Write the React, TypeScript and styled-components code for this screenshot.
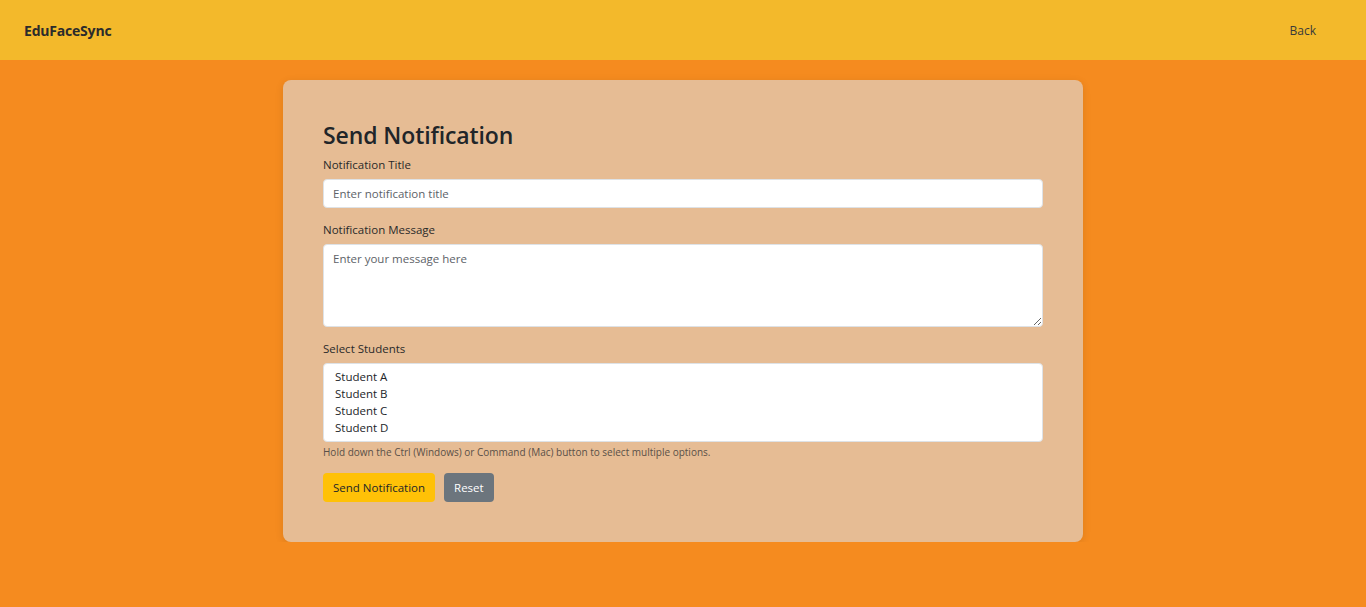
import React from "react";
import styled, { createGlobalStyle } from "styled-components";

const Global = createGlobalStyle`
  html, body { margin: 0; padding: 0; }
  body {
    background: #f58b1f;
    font-family: "Open Sans", "Noto Sans", sans-serif;
    color: #212529;
  }
  * { box-sizing: border-box; }
`;

const Header = styled.header`
  height: 60px;
  background: #f3b92b;
  display: flex;
  align-items: center;
  justify-content: space-between;
  padding: 0 24px 0 24px;
`;

const Brand = styled.div`
  font-weight: 700;
  font-size: 14px;
  color: #2b2b2b;
  letter-spacing: -0.2px;
`;

const NavLink = styled.a`
  font-size: 12px;
  color: #3a3a3a;
  text-decoration: none;
  margin-right: 26px;
`;

const Main = styled.main`
  display: flex;
  justify-content: center;
  padding-top: 20px;
`;

const Card = styled.section`
  width: 800px;
  background: #e6bc94;
  border-radius: 8px;
  box-shadow: 0 2px 8px rgba(0, 0, 0, 0.1);
  padding: 40px 40px 40px;
`;

const Title = styled.h2`
  margin: 0 0 6px;
  font-size: 23px;
  font-weight: 600;
  line-height: 30px;
  color: #212529;
  letter-spacing: -0.1px;
`;

const Field = styled.div`
  margin-bottom: 13px;
`;

const Label = styled.label`
  display: block;
  font-size: 11.5px;
  line-height: 17px;
  margin-bottom: 6px;
  color: #2a2a2a;
`;

const Input = styled.input`
  display: block;
  width: 100%;
  height: 29px;
  border: 1px solid #dee2e6;
  border-radius: 4px;
  padding: 0 9px;
  font-family: inherit;
  font-size: 11.5px;
  background: #fff;
  &::placeholder { color: #5d6268; }
`;

const TextArea = styled.textarea`
  display: block;
  width: 100%;
  height: 83px;
  border: 1px solid #dee2e6;
  border-radius: 4px;
  padding: 6px 9px;
  font-family: inherit;
  font-size: 11.5px;
  background: #fff;
  resize: vertical;
  &::placeholder { color: #5d6268; }
`;

const Select = styled.select`
  display: block;
  width: 100%;
  height: 79px;
  border: 1px solid #dee2e6;
  border-radius: 4px;
  padding: 4px 11px;
  font-family: inherit;
  font-size: 11.5px;
  color: #212529;
  background: #fff;
  overflow: hidden;
  option { padding: 1px 0; }
`;

const Help = styled.div`
  font-size: 10px;
  color: #5a5048;
  margin-top: 3px;
  line-height: 14px;
`;

const Actions = styled.div`
  display: flex;
  gap: 9px;
  margin-top: 14px;
`;

const Button = styled.button<{ $variant: "primary" | "secondary" }>`
  height: 29px;
  border: none;
  border-radius: 4px;
  padding: 0 10px;
  font-family: inherit;
  font-size: 11.5px;
  cursor: pointer;
  background: ${(p) => (p.$variant === "primary" ? "#ffc107" : "#6c757d")};
  color: ${(p) => (p.$variant === "primary" ? "#212529" : "#fff")};
`;

export default function App() {
  return (
    <>
      <Global />
      <Header>
        <Brand>EduFaceSync</Brand>
        <NavLink href="#">Back</NavLink>
      </Header>
      <Main>
        <Card>
          <Title>Send Notification</Title>
          <Field>
            <Label>Notification Title</Label>
            <Input placeholder="Enter notification title" />
          </Field>
          <Field>
            <Label>Notification Message</Label>
            <TextArea placeholder="Enter your message here" />
          </Field>
          <Field>
            <Label>Select Students</Label>
            <Select multiple>
              <option>Student A</option>
              <option>Student B</option>
              <option>Student C</option>
              <option>Student D</option>
            </Select>
            <Help>Hold down the Ctrl (Windows) or Command (Mac) button to select multiple options.</Help>
          </Field>
          <Actions>
            <Button $variant="primary">Send Notification</Button>
            <Button $variant="secondary">Reset</Button>
          </Actions>
        </Card>
      </Main>
    </>
  );
}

= = =

• Your goal:
Copy out all of the material exactly as written, without its pictures.

• The answer:
Write the React, TypeScript and styled-components code for this screenshot.
import React from "react";
import styled, { createGlobalStyle } from "styled-components";

const Global = createGlobalStyle`
  html, body { margin: 0; padding: 0; }
  body {
    background: #f58b1f;
    font-family: "Open Sans", "Noto Sans", sans-serif;
    color: #212529;
  }
  * { box-sizing: border-box; }
`;

const Header = styled.header`
  height: 60px;
  background: #f3b92b;
  display: flex;
  align-items: center;
  justify-content: space-between;
  padding: 0 24px 0 24px;
`;

const Brand = styled.div`
  font-weight: 700;
  font-size: 14px;
  color: #2b2b2b;
  letter-spacing: -0.2px;
`;

const NavLink = styled.a`
  font-size: 12px;
  color: #3a3a3a;
  text-decoration: none;
  margin-right: 26px;
`;

const Main = styled.main`
  display: flex;
  justify-content: center;
  padding-top: 20px;
`;

const Card = styled.section`
  width: 800px;
  background: #e6bc94;
  border-radius: 8px;
  box-shadow: 0 2px 8px rgba(0, 0, 0, 0.1);
  padding: 40px 40px 40px;
`;

const Title = styled.h2`
  margin: 0 0 6px;
  font-size: 23px;
  font-weight: 600;
  line-height: 30px;
  color: #212529;
  letter-spacing: -0.1px;
`;

const Field = styled.div`
  margin-bottom: 13px;
`;

const Label = styled.label`
  display: block;
  font-size: 11.5px;
  line-height: 17px;
  margin-bottom: 6px;
  color: #2a2a2a;
`;

const Input = styled.input`
  display: block;
  width: 100%;
  height: 29px;
  border: 1px solid #dee2e6;
  border-radius: 4px;
  padding: 0 9px;
  font-family: inherit;
  font-size: 11.5px;
  background: #fff;
  &::placeholder { color: #5d6268; }
`;

const TextArea = styled.textarea`
  display: block;
  width: 100%;
  height: 83px;
  border: 1px solid #dee2e6;
  border-radius: 4px;
  padding: 6px 9px;
  font-family: inherit;
  font-size: 11.5px;
  background: #fff;
  resize: vertical;
  &::placeholder { color: #5d6268; }
`;

const Select = styled.select`
  display: block;
  width: 100%;
  height: 79px;
  border: 1px solid #dee2e6;
  border-radius: 4px;
  padding: 4px 11px;
  font-family: inherit;
  font-size: 11.5px;
  color: #212529;
  background: #fff;
  overflow: hidden;
  option { padding: 1px 0; }
`;

const Help = styled.div`
  font-size: 10px;
  color: #5a5048;
  margin-top: 3px;
  line-height: 14px;
`;

const Actions = styled.div`
  display: flex;
  gap: 9px;
  margin-top: 14px;
`;

const Button = styled.button<{ $variant: "primary" | "secondary" }>`
  height: 29px;
  border: none;
  border-radius: 4px;
  padding: 0 10px;
  font-family: inherit;
  font-size: 11.5px;
  cursor: pointer;
  background: ${(p) => (p.$variant === "primary" ? "#ffc107" : "#6c757d")};
  color: ${(p) => (p.$variant === "primary" ? "#212529" : "#fff")};
`;

export default function App() {
  return (
    <>
      <Global />
      <Header>
        <Brand>EduFaceSync</Brand>
        <NavLink href="#">Back</NavLink>
      </Header>
      <Main>
        <Card>
          <Title>Send Notification</Title>
          <Field>
            <Label>Notification Title</Label>
            <Input placeholder="Enter notification title" />
          </Field>
          <Field>
            <Label>Notification Message</Label>
            <TextArea placeholder="Enter your message here" />
          </Field>
          <Field>
            <Label>Select Students</Label>
            <Select multiple>
              <option>Student A</option>
              <option>Student B</option>
              <option>Student C</option>
              <option>Student D</option>
            </Select>
            <Help>Hold down the Ctrl (Windows) or Command (Mac) button to select multiple options.</Help>
          </Field>
          <Actions>
            <Button $variant="primary">Send Notification</Button>
            <Button $variant="secondary">Reset</Button>
          </Actions>
        </Card>
      </Main>
    </>
  );
}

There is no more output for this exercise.